'''

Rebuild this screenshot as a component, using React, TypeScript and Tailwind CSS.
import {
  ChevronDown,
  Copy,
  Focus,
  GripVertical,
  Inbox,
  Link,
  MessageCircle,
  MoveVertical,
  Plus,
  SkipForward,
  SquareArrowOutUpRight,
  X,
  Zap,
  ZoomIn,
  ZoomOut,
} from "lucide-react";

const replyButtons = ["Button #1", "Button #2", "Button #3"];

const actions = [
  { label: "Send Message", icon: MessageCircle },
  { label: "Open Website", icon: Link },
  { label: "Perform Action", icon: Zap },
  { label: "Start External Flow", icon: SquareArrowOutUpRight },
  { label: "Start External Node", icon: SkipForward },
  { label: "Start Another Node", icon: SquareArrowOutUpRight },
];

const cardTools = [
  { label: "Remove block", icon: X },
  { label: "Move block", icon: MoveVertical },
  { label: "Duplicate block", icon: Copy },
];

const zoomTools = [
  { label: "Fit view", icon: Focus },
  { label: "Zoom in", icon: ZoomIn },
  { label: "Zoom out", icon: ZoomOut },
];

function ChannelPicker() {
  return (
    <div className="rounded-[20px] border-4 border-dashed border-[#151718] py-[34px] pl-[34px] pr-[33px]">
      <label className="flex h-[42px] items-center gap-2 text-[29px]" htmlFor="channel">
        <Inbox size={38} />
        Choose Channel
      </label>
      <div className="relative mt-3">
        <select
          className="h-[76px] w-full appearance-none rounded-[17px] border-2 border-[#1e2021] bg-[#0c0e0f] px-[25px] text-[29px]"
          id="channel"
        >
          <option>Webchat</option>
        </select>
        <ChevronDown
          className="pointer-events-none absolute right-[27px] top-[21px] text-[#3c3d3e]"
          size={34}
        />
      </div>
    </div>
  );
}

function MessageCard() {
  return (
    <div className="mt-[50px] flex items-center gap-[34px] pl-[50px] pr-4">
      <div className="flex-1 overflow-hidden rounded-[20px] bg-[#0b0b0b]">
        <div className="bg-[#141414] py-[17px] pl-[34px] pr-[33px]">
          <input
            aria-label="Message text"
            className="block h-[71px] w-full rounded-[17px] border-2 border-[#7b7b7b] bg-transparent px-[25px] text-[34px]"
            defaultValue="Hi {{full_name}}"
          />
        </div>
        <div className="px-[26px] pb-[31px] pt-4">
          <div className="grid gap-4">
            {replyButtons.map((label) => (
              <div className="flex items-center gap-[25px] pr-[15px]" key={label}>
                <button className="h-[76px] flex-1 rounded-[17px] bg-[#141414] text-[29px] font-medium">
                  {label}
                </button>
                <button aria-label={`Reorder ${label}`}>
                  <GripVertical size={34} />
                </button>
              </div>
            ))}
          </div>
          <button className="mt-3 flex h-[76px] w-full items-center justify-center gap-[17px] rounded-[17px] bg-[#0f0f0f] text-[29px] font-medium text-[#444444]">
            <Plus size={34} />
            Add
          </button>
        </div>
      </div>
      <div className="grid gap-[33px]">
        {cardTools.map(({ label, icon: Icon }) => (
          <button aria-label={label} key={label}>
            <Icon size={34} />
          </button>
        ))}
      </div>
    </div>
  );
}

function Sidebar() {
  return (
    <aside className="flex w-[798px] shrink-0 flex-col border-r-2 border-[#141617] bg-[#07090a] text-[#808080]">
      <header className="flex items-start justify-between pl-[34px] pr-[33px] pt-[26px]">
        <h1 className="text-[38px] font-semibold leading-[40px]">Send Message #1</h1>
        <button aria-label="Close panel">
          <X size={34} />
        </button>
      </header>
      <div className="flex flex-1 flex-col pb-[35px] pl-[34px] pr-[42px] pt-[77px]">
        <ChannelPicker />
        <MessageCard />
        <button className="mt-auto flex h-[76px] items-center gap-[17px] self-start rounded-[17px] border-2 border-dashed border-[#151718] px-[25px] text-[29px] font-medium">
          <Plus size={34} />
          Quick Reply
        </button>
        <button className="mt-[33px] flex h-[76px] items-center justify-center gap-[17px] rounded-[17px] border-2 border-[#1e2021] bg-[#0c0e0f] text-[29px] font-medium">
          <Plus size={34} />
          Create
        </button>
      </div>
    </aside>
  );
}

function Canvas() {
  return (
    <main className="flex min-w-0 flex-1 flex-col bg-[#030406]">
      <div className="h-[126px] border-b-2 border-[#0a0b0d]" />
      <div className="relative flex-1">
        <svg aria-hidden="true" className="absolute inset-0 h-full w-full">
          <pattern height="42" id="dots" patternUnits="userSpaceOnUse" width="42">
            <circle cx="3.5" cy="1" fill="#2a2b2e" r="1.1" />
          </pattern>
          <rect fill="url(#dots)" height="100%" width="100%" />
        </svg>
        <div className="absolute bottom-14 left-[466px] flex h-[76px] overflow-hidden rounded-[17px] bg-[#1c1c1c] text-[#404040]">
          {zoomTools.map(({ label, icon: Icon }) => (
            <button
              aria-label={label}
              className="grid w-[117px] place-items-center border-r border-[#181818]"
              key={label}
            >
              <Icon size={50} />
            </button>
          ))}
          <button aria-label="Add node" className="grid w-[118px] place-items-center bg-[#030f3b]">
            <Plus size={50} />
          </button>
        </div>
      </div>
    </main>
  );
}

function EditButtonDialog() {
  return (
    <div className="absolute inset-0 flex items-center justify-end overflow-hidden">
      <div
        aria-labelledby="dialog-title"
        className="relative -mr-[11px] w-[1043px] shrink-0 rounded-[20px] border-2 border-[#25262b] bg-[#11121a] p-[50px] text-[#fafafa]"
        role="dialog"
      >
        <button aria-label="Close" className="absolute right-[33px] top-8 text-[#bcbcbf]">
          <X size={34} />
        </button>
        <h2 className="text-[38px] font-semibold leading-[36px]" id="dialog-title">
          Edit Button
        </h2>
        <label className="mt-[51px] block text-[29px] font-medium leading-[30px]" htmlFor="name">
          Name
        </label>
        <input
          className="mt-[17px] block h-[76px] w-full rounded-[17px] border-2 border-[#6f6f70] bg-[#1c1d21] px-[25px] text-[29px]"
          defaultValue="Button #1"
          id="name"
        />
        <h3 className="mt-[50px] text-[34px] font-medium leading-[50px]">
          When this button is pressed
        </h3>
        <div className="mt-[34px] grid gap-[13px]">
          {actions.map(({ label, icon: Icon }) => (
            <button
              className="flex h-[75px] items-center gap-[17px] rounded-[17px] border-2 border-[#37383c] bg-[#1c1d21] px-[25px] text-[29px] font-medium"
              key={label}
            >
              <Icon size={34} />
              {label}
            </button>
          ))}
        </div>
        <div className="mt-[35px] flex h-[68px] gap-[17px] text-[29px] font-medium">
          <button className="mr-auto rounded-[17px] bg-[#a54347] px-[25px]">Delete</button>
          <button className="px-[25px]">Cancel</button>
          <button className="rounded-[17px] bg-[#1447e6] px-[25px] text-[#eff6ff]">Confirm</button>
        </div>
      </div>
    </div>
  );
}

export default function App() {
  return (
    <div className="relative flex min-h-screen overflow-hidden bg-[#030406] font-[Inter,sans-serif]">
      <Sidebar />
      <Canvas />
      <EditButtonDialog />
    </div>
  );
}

'''
'''

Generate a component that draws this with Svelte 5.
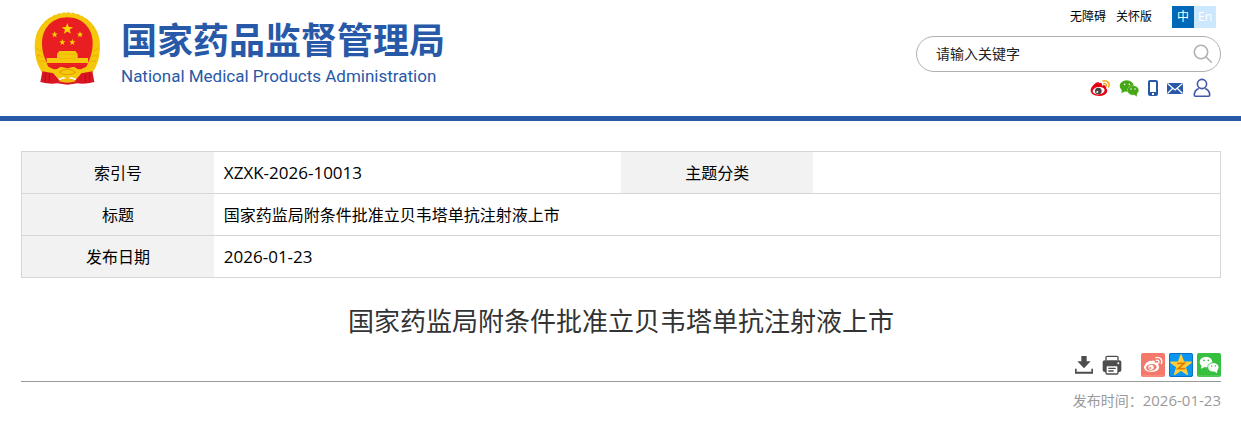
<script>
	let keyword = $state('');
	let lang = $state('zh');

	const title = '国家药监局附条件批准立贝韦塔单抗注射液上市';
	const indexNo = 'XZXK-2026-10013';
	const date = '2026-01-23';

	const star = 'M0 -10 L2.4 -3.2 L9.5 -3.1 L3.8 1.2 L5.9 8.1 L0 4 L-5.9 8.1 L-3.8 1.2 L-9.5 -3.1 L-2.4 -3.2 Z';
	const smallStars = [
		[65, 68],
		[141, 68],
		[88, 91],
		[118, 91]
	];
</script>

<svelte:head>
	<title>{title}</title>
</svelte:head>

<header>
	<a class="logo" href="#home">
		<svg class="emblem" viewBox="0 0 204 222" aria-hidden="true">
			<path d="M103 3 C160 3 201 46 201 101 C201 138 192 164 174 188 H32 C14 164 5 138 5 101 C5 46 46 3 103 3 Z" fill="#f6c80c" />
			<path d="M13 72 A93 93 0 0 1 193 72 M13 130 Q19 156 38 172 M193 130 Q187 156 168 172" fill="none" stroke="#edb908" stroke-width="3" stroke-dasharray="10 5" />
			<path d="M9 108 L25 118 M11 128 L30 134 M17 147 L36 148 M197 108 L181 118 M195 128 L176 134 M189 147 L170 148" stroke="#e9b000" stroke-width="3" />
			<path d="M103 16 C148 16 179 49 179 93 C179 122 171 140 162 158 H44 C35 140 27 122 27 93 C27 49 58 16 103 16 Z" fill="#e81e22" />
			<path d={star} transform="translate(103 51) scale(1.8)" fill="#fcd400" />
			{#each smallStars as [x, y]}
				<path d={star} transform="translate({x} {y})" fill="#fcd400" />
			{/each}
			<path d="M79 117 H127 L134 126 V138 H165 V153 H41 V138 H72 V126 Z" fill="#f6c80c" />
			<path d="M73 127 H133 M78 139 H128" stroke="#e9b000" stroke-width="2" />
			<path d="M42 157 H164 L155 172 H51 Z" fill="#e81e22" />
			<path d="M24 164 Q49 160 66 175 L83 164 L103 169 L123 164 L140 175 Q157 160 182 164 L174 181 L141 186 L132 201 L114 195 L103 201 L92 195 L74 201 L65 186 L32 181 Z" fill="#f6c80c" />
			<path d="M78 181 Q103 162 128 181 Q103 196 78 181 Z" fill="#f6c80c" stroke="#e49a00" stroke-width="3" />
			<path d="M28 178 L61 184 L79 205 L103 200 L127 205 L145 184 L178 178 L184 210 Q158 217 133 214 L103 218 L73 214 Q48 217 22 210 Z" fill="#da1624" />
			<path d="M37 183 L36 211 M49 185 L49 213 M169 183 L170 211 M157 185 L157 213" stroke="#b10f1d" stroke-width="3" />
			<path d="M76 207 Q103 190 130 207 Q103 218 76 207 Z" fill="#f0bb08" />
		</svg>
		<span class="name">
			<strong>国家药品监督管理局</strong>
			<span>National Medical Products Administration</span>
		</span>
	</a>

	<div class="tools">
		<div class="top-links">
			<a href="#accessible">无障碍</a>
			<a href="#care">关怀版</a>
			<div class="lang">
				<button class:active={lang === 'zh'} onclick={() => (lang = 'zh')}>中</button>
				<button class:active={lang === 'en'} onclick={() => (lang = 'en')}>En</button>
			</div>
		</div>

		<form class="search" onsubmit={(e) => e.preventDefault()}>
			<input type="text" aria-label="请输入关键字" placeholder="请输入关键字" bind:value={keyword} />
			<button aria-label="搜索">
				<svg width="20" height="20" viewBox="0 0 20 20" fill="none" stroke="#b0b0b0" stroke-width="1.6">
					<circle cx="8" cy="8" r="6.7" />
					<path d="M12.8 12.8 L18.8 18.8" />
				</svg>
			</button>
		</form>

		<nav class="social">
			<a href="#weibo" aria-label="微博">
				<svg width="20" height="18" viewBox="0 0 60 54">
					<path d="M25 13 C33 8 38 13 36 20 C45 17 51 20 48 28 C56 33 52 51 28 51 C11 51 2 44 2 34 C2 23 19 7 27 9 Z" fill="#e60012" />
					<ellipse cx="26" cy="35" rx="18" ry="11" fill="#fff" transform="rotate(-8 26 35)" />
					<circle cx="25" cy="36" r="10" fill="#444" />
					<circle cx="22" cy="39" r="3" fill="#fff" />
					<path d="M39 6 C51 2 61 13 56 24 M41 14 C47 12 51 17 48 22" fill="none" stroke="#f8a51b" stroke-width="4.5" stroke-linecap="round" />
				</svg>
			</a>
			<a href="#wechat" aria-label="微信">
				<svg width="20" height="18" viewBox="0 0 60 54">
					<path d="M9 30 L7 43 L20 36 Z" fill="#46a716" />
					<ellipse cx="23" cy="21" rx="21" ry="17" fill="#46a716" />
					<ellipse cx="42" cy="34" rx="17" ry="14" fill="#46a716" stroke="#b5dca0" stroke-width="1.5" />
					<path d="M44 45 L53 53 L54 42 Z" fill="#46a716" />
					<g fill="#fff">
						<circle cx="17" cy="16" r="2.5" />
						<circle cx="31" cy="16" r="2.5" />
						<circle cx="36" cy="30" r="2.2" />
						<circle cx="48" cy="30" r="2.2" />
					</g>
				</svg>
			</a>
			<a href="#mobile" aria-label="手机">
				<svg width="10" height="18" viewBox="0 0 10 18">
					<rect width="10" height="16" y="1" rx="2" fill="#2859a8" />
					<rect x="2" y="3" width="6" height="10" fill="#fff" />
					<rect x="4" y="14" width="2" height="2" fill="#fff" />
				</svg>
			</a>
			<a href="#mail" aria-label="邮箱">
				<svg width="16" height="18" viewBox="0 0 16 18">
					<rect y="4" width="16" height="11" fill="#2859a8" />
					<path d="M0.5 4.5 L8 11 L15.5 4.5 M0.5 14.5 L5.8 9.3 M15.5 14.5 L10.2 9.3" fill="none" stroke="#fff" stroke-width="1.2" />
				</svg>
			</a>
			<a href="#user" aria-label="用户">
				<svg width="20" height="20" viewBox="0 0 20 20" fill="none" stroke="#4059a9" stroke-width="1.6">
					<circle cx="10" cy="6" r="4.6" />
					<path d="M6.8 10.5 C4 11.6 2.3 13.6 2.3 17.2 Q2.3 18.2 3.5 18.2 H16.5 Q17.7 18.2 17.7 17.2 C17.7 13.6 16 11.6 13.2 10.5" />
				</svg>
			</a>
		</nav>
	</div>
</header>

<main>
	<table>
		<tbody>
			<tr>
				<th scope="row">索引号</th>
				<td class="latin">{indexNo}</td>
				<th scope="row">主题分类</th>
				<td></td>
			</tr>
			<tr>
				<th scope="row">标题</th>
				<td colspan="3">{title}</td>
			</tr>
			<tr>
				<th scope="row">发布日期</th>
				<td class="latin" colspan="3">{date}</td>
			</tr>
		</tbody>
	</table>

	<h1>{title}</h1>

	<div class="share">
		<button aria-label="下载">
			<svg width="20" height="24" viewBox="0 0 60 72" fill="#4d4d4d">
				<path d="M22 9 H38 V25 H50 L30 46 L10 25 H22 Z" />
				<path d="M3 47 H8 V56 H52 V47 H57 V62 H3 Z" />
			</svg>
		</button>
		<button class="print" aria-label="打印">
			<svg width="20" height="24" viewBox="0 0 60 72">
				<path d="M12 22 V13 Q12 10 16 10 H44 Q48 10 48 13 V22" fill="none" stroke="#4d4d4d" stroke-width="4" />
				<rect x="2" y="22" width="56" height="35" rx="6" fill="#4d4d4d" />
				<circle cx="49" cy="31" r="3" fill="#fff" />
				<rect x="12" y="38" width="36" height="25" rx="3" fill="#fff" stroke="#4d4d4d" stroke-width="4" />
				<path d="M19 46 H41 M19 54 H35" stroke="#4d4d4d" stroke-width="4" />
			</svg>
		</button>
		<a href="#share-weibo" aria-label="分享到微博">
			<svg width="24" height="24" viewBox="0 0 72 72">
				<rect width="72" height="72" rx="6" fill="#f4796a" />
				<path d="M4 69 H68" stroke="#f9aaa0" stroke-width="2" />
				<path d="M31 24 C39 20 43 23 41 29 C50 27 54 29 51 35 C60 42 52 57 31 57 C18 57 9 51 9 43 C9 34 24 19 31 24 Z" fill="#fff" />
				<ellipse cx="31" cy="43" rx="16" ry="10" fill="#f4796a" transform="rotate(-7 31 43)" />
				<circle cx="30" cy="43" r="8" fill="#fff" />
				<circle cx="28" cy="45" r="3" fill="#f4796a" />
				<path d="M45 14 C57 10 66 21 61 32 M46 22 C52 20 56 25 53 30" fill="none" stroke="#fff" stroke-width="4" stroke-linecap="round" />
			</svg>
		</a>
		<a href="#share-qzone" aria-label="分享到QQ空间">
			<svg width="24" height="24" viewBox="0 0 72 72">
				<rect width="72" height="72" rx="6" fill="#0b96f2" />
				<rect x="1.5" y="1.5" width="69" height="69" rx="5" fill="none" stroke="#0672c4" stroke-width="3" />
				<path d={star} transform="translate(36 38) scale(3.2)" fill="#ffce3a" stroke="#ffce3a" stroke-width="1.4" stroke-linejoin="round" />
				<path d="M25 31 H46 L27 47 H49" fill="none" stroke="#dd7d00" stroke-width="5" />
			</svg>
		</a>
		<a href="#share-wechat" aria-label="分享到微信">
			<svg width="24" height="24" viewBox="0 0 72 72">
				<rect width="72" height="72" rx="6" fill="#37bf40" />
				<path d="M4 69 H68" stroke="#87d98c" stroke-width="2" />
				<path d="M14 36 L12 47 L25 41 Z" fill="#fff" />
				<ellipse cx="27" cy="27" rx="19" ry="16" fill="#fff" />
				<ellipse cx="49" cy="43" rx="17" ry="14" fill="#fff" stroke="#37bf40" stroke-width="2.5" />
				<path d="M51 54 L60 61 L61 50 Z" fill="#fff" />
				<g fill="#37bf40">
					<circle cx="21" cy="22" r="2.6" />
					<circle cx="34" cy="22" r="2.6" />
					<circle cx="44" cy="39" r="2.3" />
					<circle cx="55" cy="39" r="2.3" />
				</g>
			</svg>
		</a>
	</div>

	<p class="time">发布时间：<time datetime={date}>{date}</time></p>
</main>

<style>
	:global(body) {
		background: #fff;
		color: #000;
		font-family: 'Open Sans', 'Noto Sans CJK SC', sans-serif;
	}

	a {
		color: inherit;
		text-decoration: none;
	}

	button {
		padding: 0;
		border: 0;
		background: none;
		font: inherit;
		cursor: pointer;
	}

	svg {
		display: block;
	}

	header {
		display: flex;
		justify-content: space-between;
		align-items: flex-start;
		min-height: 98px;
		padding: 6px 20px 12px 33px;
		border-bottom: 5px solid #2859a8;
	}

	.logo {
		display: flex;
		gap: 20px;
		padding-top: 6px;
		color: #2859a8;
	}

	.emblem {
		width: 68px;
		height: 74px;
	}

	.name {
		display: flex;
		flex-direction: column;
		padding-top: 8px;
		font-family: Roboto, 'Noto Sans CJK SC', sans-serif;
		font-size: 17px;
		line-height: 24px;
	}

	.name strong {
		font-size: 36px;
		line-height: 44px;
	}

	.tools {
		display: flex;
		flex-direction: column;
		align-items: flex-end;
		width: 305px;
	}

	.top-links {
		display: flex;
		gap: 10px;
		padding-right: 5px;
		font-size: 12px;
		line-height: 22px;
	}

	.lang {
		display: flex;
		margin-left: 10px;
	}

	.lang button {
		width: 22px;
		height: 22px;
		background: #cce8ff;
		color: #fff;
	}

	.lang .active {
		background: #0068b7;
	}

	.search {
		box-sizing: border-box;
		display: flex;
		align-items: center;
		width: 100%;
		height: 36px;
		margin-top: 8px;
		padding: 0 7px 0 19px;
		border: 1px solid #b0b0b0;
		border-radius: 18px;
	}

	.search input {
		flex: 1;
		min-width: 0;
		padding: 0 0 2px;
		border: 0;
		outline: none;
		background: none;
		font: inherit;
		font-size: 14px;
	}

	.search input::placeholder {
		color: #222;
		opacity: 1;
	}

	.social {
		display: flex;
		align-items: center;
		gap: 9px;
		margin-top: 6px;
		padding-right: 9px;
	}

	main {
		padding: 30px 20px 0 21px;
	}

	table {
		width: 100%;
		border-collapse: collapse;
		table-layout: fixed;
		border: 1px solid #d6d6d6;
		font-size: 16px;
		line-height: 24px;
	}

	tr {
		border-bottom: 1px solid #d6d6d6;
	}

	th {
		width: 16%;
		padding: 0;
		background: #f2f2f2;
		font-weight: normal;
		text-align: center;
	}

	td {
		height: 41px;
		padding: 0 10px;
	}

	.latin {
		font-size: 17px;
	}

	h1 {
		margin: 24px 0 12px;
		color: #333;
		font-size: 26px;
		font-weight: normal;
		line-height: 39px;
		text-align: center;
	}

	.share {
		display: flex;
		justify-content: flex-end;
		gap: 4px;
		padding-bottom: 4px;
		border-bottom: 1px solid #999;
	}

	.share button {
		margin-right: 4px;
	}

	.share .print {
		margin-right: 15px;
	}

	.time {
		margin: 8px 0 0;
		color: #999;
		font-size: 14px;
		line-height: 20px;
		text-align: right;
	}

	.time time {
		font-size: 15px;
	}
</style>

'''

■ Work instructions:
Nothing but the lines from the one containing "Generate a component" through the one containing "</svelte:head>" should appear in your copy, exactly as written and without pictures.

■ Solution to this exercise:
Generate a component that draws this with Svelte 5.
<script>
	let keyword = $state('');
	let lang = $state('zh');

	const title = '国家药监局附条件批准立贝韦塔单抗注射液上市';
	const indexNo = 'XZXK-2026-10013';
	const date = '2026-01-23';

	const star = 'M0 -10 L2.4 -3.2 L9.5 -3.1 L3.8 1.2 L5.9 8.1 L0 4 L-5.9 8.1 L-3.8 1.2 L-9.5 -3.1 L-2.4 -3.2 Z';
	const smallStars = [
		[65, 68],
		[141, 68],
		[88, 91],
		[118, 91]
	];
</script>

<svelte:head>
	<title>{title}</title>
</svelte:head>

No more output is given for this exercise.